(1) 課題番号 0311
(2) 実施機関・部局名:北海道大学大学院理学研究科附属地震火山研究観測センター
(3) 課題名:日本海東縁部活動帯,北海道北部地域の広域地殻活動の常時把握と評価
(4) 対応する新建議の項目
1ー(1)定常的な広域地殻活動
(5) 「3.具体的な課題提案の背景」の項目:
(1)広域応力場の形成メカニズム、(1)・2.境界条件、(1)・2・2.日本列島の西側の境界条件
(1)・3.変形特性、(1)・3・2.下部地殻の変形の集中度
(1)・3・3.地殻・最上部マントルの長期的な変形特性の解明
(6) 関連する「建議」の項目
1-(1)ア、ウ、 2-(1)イ、ウ、III.1.(2),ア、イ
(7) 平成14年度までの研究成果の概要:
この計画は、平成13年度に新規に立ち上げたものであるが、それまで進めてきた、課題番号0302:北海道北部地域での高密度GPS観測によるプレート境界位置の推定、課題番号0303:北海道北部地域の臨時地震観測による地殻構造推定の2つの計画を統合して進めているものである.北海道北部での臨時微小地震観測を通じて、この地域の特異な地震活動帯が明らかになった.アムールプレートの収束境界に位置していると思われる、北海道北部の西側にのみ活発な地震活動が見られ、国土地理院のGPS観測点の東向きの変動もこの地域に限定されるように見える.13年度は、1部、Hi-Netのデータ利用が可能になり、ほぼこの地域の地震検知能力は一様になったことから、これまでの結果が正しいことが確かめられた。南サハリンで進めているロシアとの臨時共同地震観測により、2001年7−9月にかけての南サハリンの前震活動を伴うM5.7の地震活動の全貌を記録でき、前震活動の特徴を明らかにしつつある.この活動帯は北海道北部地震活動帯の北部延長にある。14年度は、まず13年度実施した浜頓別−問寒別間のMTデータの3次元比抵抗構造モデリングを行い,中頓別付近を境界にしている地震のほとんど起こらない東側と地震の起こっている西側(北海道北部地震活動帯)との比抵抗構造のちがいを検討した.その結果,地震の起こらない東側は比較的比抵抗構造が浅部から深部まで一様であり,均質な地殻構造であると考えられる,それに対して西側では,地震の発生している部分に顕著な低比抵抗層が分布しており,その層の上部や下部の地層とは異なる状況にあると考えられる.地震が起こっている層が低比抵抗である理由は,水が多く含まれ間隙圧が高く地震を起こしやすいのか,また逆に,地震が多く発生しているので破砕が進んでいるという可能性もある.さらに、13年度探査地域の西側,問寒別−幌延地域でMT観測を実施した.現在データ解析中である.また、この地域の地殻歪集積過程を明らかにするために、稠密GPS観測網ならびに水準測量測線が重要であるが、予算の制約上、実施できなかった.また、礼文,天売,問寒別におけるボアホール型総合地殻変動監視システムの設置もできていない。
(8)
平成15年度の計画概要
13・14年度の探査により得られたデータの解析を進め,オホーツク海側の浜頓別から日本海側の幌延までの3次元比抵抗構造モデルを構築し,道北の地震発生地域の地殻構造の特徴を検討する.GPSおよび水準の繰り返し観測を継続する.これのデータを解析することにより,プレート境界位置および収束速度を決定したい.地震活動度ならびにそのメカニズムから,この地域の大規模堆積盆地の構造をとの関連を検討していきたい.また、ボアホール型総合地殻変動監視システムの運用により、この地域の地殻活動の評価を検討する.

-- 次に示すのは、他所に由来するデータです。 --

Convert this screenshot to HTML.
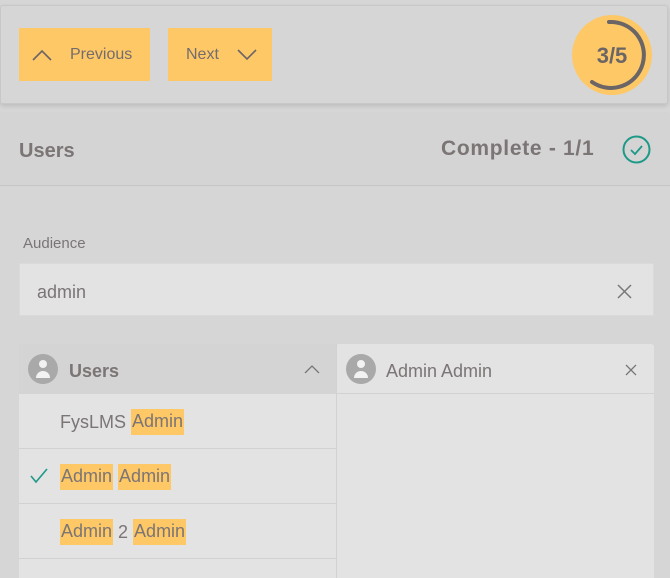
<!DOCTYPE html>
<html><head><meta charset="utf-8"><style>
*{box-sizing:border-box;margin:0;padding:0}
body{width:670px;height:578px;overflow:hidden;background:#d6d6d6;font-family:"Liberation Sans",sans-serif;color:#7b7575;position:relative}
.abs{position:absolute}
.card{left:0;top:5px;width:668px;height:99px;background:#d6d6d6;border:1px solid #c8c8c8;border-radius:3px;box-shadow:0 2px 5px rgba(0,0,0,.12)}
.btn{background:#fec867;height:53px;top:28px;display:flex;align-items:center;font-size:16px;color:#746c6c}
.sec{left:0;top:112px;width:670px;height:74px;background:#d4d4d4;border-bottom:1px solid #c6c6c6;border-radius:3px 3px 0 0}
.input{left:19px;top:263px;width:635px;height:53px;background:#e3e3e3;border:1px solid #dadada}
.row{left:19px;width:317px;height:55px;background:#e3e3e3;border-bottom:1px solid #d2d2d2;font-size:18px;display:flex;align-items:center;padding-left:41px;padding-top:2px}
.hl{background:#fec867;padding:2px 1px 3px}
.av{width:30px;height:30px;border-radius:50%;background:#a9a9a9;overflow:hidden}
</style></head><body>
<div class="abs card"></div>
<div class="abs btn" style="left:19px;width:131px">
 <svg style="margin-left:13px" width="20" height="12" viewBox="0 0 20 12"><path d="M1 11L10 2L19 11" fill="none" stroke="#6b6565" stroke-width="1.6"/></svg>
 <span style="margin-left:18px">Previous</span></div>
<div class="abs btn" style="left:168px;width:104px">
 <span style="margin-left:18px">Next</span>
 <svg style="margin-left:18px" width="20" height="12" viewBox="0 0 20 12"><path d="M1 1L10 10L19 1" fill="none" stroke="#6b6565" stroke-width="1.6"/></svg></div>
<svg class="abs" style="left:570px;top:13px" width="84" height="84" viewBox="0 0 84 84">
 <circle cx="42" cy="42" r="40" fill="#fec867"/>
 <path d="M39 9 A33 33 0 1 1 22 69" fill="none" stroke="#6b6565" stroke-width="4" stroke-linecap="round"/>
 <text x="42" y="50" text-anchor="middle" font-family="Liberation Sans" font-weight="bold" font-size="22" fill="#6b6565">3/5</text>
</svg>
<div class="abs sec"></div>
<div class="abs" style="left:19px;top:140px;font-size:20px;font-weight:bold">Users</div>
<div class="abs" style="left:441px;top:137px;font-size:21px;font-weight:bold;letter-spacing:0.7px">Complete - 1/1</div>
<svg class="abs" style="left:621px;top:134px" width="31" height="31" viewBox="0 0 31 31"><circle cx="15.5" cy="15.5" r="13" fill="none" stroke="#1e9987" stroke-width="2"/><path d="M10 16l4 4 7-8" fill="none" stroke="#1e9987" stroke-width="1.8"/></svg>
<div class="abs" style="left:23px;top:235px;font-size:15px">Audience</div>
<div class="abs input"></div>
<div class="abs" style="left:37px;top:282px;font-size:18px">admin</div>
<svg class="abs" style="left:617px;top:284px" width="15" height="15" viewBox="0 0 15 15"><path d="M1 1L14 14M14 1L1 14" stroke="#777" stroke-width="1.5"/></svg>
<div class="abs" style="left:19px;top:344px;width:317px;height:50px;background:#d4d4d4"></div>
<div class="abs" style="left:336px;top:344px;width:318px;height:234px;background:#e3e3e3;border-radius:3px 3px 0 0"></div>
<div class="abs" style="left:336px;top:393px;width:318px;height:1px;background:#d2d2d2"></div>
<div class="abs" style="left:336px;top:344px;width:1px;height:234px;background:#d2d2d2"></div>
<div class="abs av" style="left:28px;top:354px"><svg width="30" height="30"><circle cx="15" cy="10" r="4" fill="#f2f2f2"/><path d="M8 24a7 7 0 0 1 14 0z" fill="#f2f2f2"/></svg></div>
<div class="abs" style="left:69px;top:361px;font-size:18px;font-weight:bold">Users</div>
<svg class="abs" style="left:304px;top:364px" width="16" height="10"><path d="M1 9L8 2L15 9" fill="none" stroke="#777" stroke-width="1.3"/></svg>
<div class="abs av" style="left:346px;top:354px"><svg width="30" height="30"><circle cx="15" cy="10" r="4" fill="#f2f2f2"/><path d="M8 24a7 7 0 0 1 14 0z" fill="#f2f2f2"/></svg></div>
<div class="abs" style="left:386px;top:361px;font-size:18px">Admin Admin</div>
<svg class="abs" style="left:625px;top:364px" width="12" height="12"><path d="M1 1L11 11M11 1L1 11" stroke="#777" stroke-width="1.3"/></svg>
<div class="abs row" style="top:394px">FysLMS&nbsp;<span class="hl">Admin</span></div>
<div class="abs row" style="top:449px"><span class="hl">Admin</span>&nbsp;<span class="hl">Admin</span></div>
<svg class="abs" style="left:30px;top:468px" width="18" height="16"><path d="M1 8l5 6L17 1" fill="none" stroke="#1e9987" stroke-width="1.6"/></svg>
<div class="abs row" style="top:504px"><span class="hl">Admin</span>&nbsp;2&nbsp;<span class="hl">Admin</span></div>
<div class="abs" style="left:19px;top:559px;width:317px;height:19px;background:#e3e3e3"></div>
</body></html>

(9) 5カ年計画の到達目標に対する平成15年度の計画の位置付け
北海道北部のアムールプレートの収束境界として、その位置・収束速度の推定、ならびに、その地殻活動の把握と評価を進めようとしてきたが、前者については、かなりの進展が見られ、14年度の計画にあわせて、定量化ができる見通しである.しかしながら、後者およびGPS観測に関しては相応の施設が整うかどうかにかかっている.